I’ve worked through a lot of this, which I talked about in the previous newsletter, Listening to Myself. Now I can see that this conditioning served as a barrier to cultivating an intimate relationship with myself.

An exercise in my first coaching class began to tear down that barrier. We had to ask others in the class “Powerful Questions.” When we were first learning to coach, Powerful Questions tend to be “What” questions that cannot be answered with a simple “Yes” or “No.” For myself, doing that exercise for the first time was the equivalent of never having exercised before and finding myself in boot camp. Not only did I struggle to try and come up with lots of original Powerful Questions in a round-robin, but I was also impressed with the questions that others in my class were asking me. And quite a few times I was struck by the answers I heard coming out of my own mouth. These were the initial seeds of intimacy being planted.
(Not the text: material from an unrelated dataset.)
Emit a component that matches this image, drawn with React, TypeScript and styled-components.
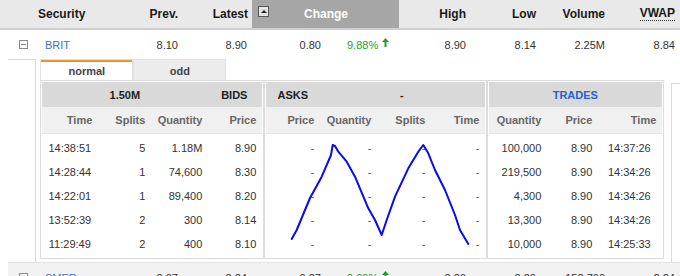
import React from 'react';
import styled, { createGlobalStyle, css } from 'styled-components';

const GlobalStyle = createGlobalStyle`
  html, body {
    margin: 0;
    padding: 0;
    background: #fff;
    overflow: hidden;
  }
  body {
    font-family: "Liberation Sans", Arial, sans-serif;
    color: #333;
  }
`;

const COLS = '92px 53px 69px 74px 73px 72px 70px 69px 70px';

const Page = styled.div`
  width: 680px;
  height: 276px;
  overflow: hidden;
`;

const HeaderRow = styled.div`
  display: grid;
  grid-template-columns: 38px ${COLS};
  height: 28px;
  background: #e9e9e9;
  border-bottom: 2px solid #cfcfcf;
  font-size: 12px;
  font-weight: bold;
  color: #1a1a1a;
`;

const HeadCell = styled.div<{ $align?: 'left' | 'right'; $pad?: number; $dotted?: boolean }>`
  display: flex;
  align-items: center;
  justify-content: ${p => (p.$align === 'left' ? 'flex-start' : 'flex-end')};
  padding-right: ${p => (p.$align === 'left' ? 0 : p.$pad ?? 5)}px;
  span {
    ${p =>
      p.$dotted &&
      css`
        border-bottom: 1px dotted #333;
        line-height: 13px;
      `}
  }
`;

const ChangeHead = styled.div`
  grid-column: span 2;
  display: flex;
  align-items: center;
  background: #a6a6a6;
  color: #fff;
  padding: 0 16px 0 6px;
  span {
    flex: 1;
    text-align: center;
  }
`;

const SortBox = styled.div`
  width: 9px;
  height: 9px;
  border: 1px solid #555;
  background: #e4e4e4;
  margin-top: -6px;
  display: flex;
  align-items: center;
  justify-content: center;
  &::after {
    content: '';
    border-left: 3px solid transparent;
    border-right: 3px solid transparent;
    border-bottom: 3px solid #222;
  }
`;

const DataRow = styled.div<{ $shaded?: boolean }>`
  display: grid;
  grid-template-columns: 30px ${COLS};
  height: 29px;
  margin-left: 8px;
  font-size: 11px;
  color: #333;
  background: ${p => (p.$shaded ? '#f2f2f2' : '#fff')};
  border-top: ${p => (p.$shaded ? '1px solid #e2e2e2' : 'none')};
`;

const Cell = styled.div<{ $align?: 'left' | 'right'; $padLeft?: number }>`
  display: flex;
  align-items: center;
  justify-content: ${p => (p.$align === 'left' ? 'flex-start' : 'flex-end')};
  padding-left: ${p => p.$padLeft ?? 0}px;
  padding-right: ${p => (p.$align === 'left' ? 0 : 5)}px;
`;

const Expander = styled.div`
  display: flex;
  align-items: center;
  padding-left: 11px;
  &::before {
    content: '';
    width: 7px;
    height: 7px;
    border: 1px solid #8a8a8a;
    background: linear-gradient(#8a8a8a, #8a8a8a) center / 5px 1px no-repeat;
  }
`;

const Link = styled.span`
  color: #3b6fd4;
`;

const Up = styled.span`
  color: #1f9e2a;
  display: inline-flex;
  align-items: center;
  gap: 4px;
  svg {
    margin-top: -5px;
  }
`;

const DetailRow = styled.div`
  display: flex;
  margin-left: 8px;
  height: 203px;
`;

const Gutter = styled.div`
  box-sizing: border-box;
  width: 33px;
  border-top: 1px solid #dcdcdc;
  border-right: 1px solid #dcdcdc;
`;

const Panel = styled.div`
  margin-left: 4px;
  width: 624px;
  display: flex;
  flex-direction: column;
`;

const Tabs = styled.div`
  display: flex;
  height: 21px;
`;

const Tab = styled.div<{ $active?: boolean; $w: number }>`
  box-sizing: border-box;
  width: ${p => p.$w}px;
  border: 1px solid #e2e2e2;
  border-bottom: none;
  background: ${p => (p.$active ? '#fff' : '#ececec')};
  box-shadow: ${p => (p.$active ? 'inset 0 2px 0 #f0922e' : 'none')};
  font-size: 11px;
  font-weight: bold;
  color: #444;
  display: flex;
  align-items: center;
  justify-content: center;
  padding-top: 1px;
`;

const Boxes = styled.div`
  display: flex;
  height: 179px;
`;

const Box = styled.div<{ $w: number }>`
  box-sizing: border-box;
  width: ${p => p.$w}px;
  border: 1px solid #dcdcdc;
  padding: 1px;
  font-size: 11px;
`;

const Grid = styled.div<{ $cols: string }>`
  display: grid;
  grid-template-columns: ${p => p.$cols};
`;

const Band = styled(Grid)`
  height: 25px;
  background: #d9d9d9;
  font-weight: bold;
  color: #1e1e1e;
`;

const SubHead = styled(Grid)`
  height: 26px;
  background: #f0f0f0;
  border-bottom: 1px solid #e4e4e4;
  font-weight: bold;
  color: #666;
`;

const Body = styled.div`
  position: relative;
  padding-top: 2px;
`;

const BodyRow = styled(Grid)`
  height: 24px;
  color: #333;
`;

const T = styled.div<{ $align?: 'left' | 'right' | 'center'; $span?: number; $color?: string; $pl?: number }>`
  grid-column: span ${p => p.$span ?? 1};
  display: flex;
  align-items: center;
  justify-content: ${p =>
    p.$align === 'center' ? 'center' : p.$align === 'left' ? 'flex-start' : 'flex-end'};
  padding-right: ${p => (p.$align === 'right' || !p.$align ? 5 : 0)}px;
  padding-left: ${p => p.$pl ?? 0}px;
  color: ${p => p.$color ?? 'inherit'};
`;

const Spark = styled.svg`
  position: absolute;
  left: 0;
  top: 2px;
  pointer-events: none;
`;

const SideBox = styled.div`
  box-sizing: border-box;
  margin: 24px 0 0 7px;
  width: 10px;
  border-left: 1px solid #dcdcdc;
  border-top: 1px solid #dcdcdc;
`;

const Arrow = () => (
  <svg width="7" height="9" viewBox="0 0 7 9">
    <path d="M3.5 0 L7 4 L0 4 Z" fill="#1f9e2a" />
    <rect x="2.5" y="3.5" width="2" height="5.5" fill="#1f9e2a" />
  </svg>
);

const bids = [
  ['14:38:51', '5', '1.18M', '8.90'],
  ['14:28:44', '1', '74,600', '8.30'],
  ['14:22:01', '1', '89,400', '8.20'],
  ['13:52:39', '2', '300', '8.14'],
  ['11:29:49', '2', '400', '8.10'],
];

const trades = [
  ['100,000', '8.90', '14:37:26'],
  ['219,500', '8.90', '14:34:26'],
  ['4,300', '8.90', '14:34:26'],
  ['13,300', '8.90', '14:34:26'],
  ['10,000', '8.90', '14:25:33'],
];

const sparkPoints = [
  [25.7, 103], [30.7, 94], [44, 62], [55.7, 40.7], [65, 19], [66.7, 9], [69, 10],
  [72.3, 15.7], [80.7, 25.7], [89, 40.7], [102.3, 72.3], [109, 84], [115.7, 99],
  [120.7, 84], [129, 60.7], [142.3, 32.3], [152.3, 15.7], [157.3, 9], [162.3, 17.3],
  [169, 34], [179, 54], [189, 79], [194, 94], [202.3, 108],
];

const BID_COLS = '55px 53px 57px 54px';
const ASK_COLS = '53px 57px 54px 54px';
const TRADE_COLS = '57px 51px 64px';

interface QuoteProps {
  code: string;
  prev: string;
  latest: string;
  change: string;
  pct: string;
  high: string;
  low: string;
  volume: string;
  vwap: string;
  shaded?: boolean;
}

const QuoteRow: React.FC<QuoteProps> = ({ code, prev, latest, change, pct, high, low, volume, vwap, shaded }) => (
  <DataRow $shaded={shaded}>
    <Expander />
    <Cell $align="left" $padLeft={7}>
      <Link>{code}</Link>
    </Cell>
    <Cell>{prev}</Cell>
    <Cell>{latest}</Cell>
    <Cell>{change}</Cell>
    <Cell $align="left" $padLeft={21}>
      <Up>
        {pct}
        <Arrow />
      </Up>
    </Cell>
    <Cell>{high}</Cell>
    <Cell>{low}</Cell>
    <Cell>{volume}</Cell>
    <Cell>{vwap}</Cell>
  </DataRow>
);

export default function App() {
  return (
    <Page>
      <GlobalStyle />
      <HeaderRow>
        <div />
        <HeadCell $align="left">Security</HeadCell>
        <HeadCell>Prev.</HeadCell>
        <HeadCell $pad={4}>Latest</HeadCell>
        <ChangeHead>
          <SortBox />
          <span>Change</span>
        </ChangeHead>
        <HeadCell>High</HeadCell>
        <HeadCell>Low</HeadCell>
        <HeadCell>Volume</HeadCell>
        <HeadCell $dotted>
          <span>VWAP</span>
        </HeadCell>
      </HeaderRow>

      <QuoteRow code="BRIT" prev="8.10" latest="8.90" change="0.80" pct="9.88%" high="8.90" low="8.14" volume="2.25M" vwap="8.84" />

      <DetailRow>
        <Gutter />
        <Panel>
          <Tabs>
            <Tab $active $w={93}>normal</Tab>
            <Tab $w={93}>odd</Tab>
          </Tabs>
          <Boxes>
            <Box $w={224}>
              <Band $cols={BID_COLS}>
                <T $span={3} $align="center">1.50M</T>
                <T $align="center">BIDS</T>
              </Band>
              <SubHead $cols={BID_COLS}>
                <T>Time</T>
                <T>Splits</T>
                <T>Quantity</T>
                <T>Price</T>
              </SubHead>
              <Body>
                {bids.map(r => (
                  <BodyRow key={r[0]} $cols={BID_COLS}>
                    <T $align="center">{r[0]}</T>
                    <T>{r[1]}</T>
                    <T>{r[2]}</T>
                    <T>{r[3]}</T>
                  </BodyRow>
                ))}
              </Body>
            </Box>
            <Box $w={223}>
              <Band $cols={ASK_COLS}>
                <T $align="center">ASKS</T>
                <T $span={3} $align="center">-</T>
              </Band>
              <SubHead $cols={ASK_COLS}>
                <T>Price</T>
                <T>Quantity</T>
                <T>Splits</T>
                <T>Time</T>
              </SubHead>
              <Body>
                {bids.map(r => (
                  <BodyRow key={r[0]} $cols={ASK_COLS}>
                    <T $color="#555">-</T>
                    <T $color="#555">-</T>
                    <T $color="#555">-</T>
                    <T $color="#555">-</T>
                  </BodyRow>
                ))}
                <Spark width="219" height="120" viewBox="0 0 219 120">
                  <polyline
                    points={sparkPoints.map(p => p.join(',')).join(' ')}
                    fill="none"
                    stroke="#0a0af0"
                    strokeWidth="2"
                    strokeLinejoin="round"
                    strokeLinecap="round"
                  />
                </Spark>
              </Body>
            </Box>
            <Box $w={177}>
              <Band $cols={TRADE_COLS}>
                <T $span={3} $align="center" $color="#2b5fd0">TRADES</T>
              </Band>
              <SubHead $cols={TRADE_COLS}>
                <T>Quantity</T>
                <T>Price</T>
                <T>Time</T>
              </SubHead>
              <Body>
                {trades.map((r, i) => (
                  <BodyRow key={i} $cols={TRADE_COLS}>
                    <T>{r[0]}</T>
                    <T>{r[1]}</T>
                    <T $align="center">{r[2]}</T>
                  </BodyRow>
                ))}
              </Body>
            </Box>
          </Boxes>
        </Panel>
        <SideBox />
      </DetailRow>

      <QuoteRow shaded code="SMER" prev="2.07" latest="2.24" change="0.27" pct="9.09%" high="2.26" low="2.20" volume="152,700" vwap="2.24" />
    </Page>
  );
}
Thinking back it’s so obvious why I was so self “unaware.” Asking and answering those powerful questions opened the door to vulnerability, trust, compassion, empathy, qualities that were as unfamiliar in my family as having a pet elephant in my backyard would be. Considering the confrontational environment I grew up in, it became so obvious as to why I was basically estranged from myself.

Even though that is my own personal experience, I find it interesting how common it is for so many of my clients – particularly children of immigrants and/or narcissists.

“It’s the privilege of a lifetime to be who you really are.”
– Joseph Campbell

 

It’s been over six years since I had that experience in my own personal Bootcamp. I can tell you that the way I feel now compared to that other version of me is drastically different (which is why I cringe when thinking back about past behaviors and bravado). I recognize that asking questions, being vulnerable, and apologizing are not only displays of strength, but have been gradually connecting me with my core essence and deepening my relationships with the people in my life.

If you are looking to go deeper on your own, here are some suggestions for how you might become more intimate with yourself:

  • Stop and ponder what are some long-held beliefs that no longer serve you or were never yours to begin with. For example, “Unless I achieve _________, I cannot think of myself as successful.”
  • Be honest with yourself and others – which sometimes takes a lot of courage.
  • Set and adhere to boundaries.
  • Spend quality time with yourself to reflect on what is truly fulfilling for you.
  • Ask yourself what you want more of in your life, then make a plan to cultivate that.

These are just some ideas and, as always, the following newsletter this month will have resources.

The thing you’ll find is that the richer your relationship is with yourself, the richer your relationships with others in your life can be.


So, what might Valentine’s Day look like if it were meant to be a fantastic day to develop or celebrate the relationship with yourself?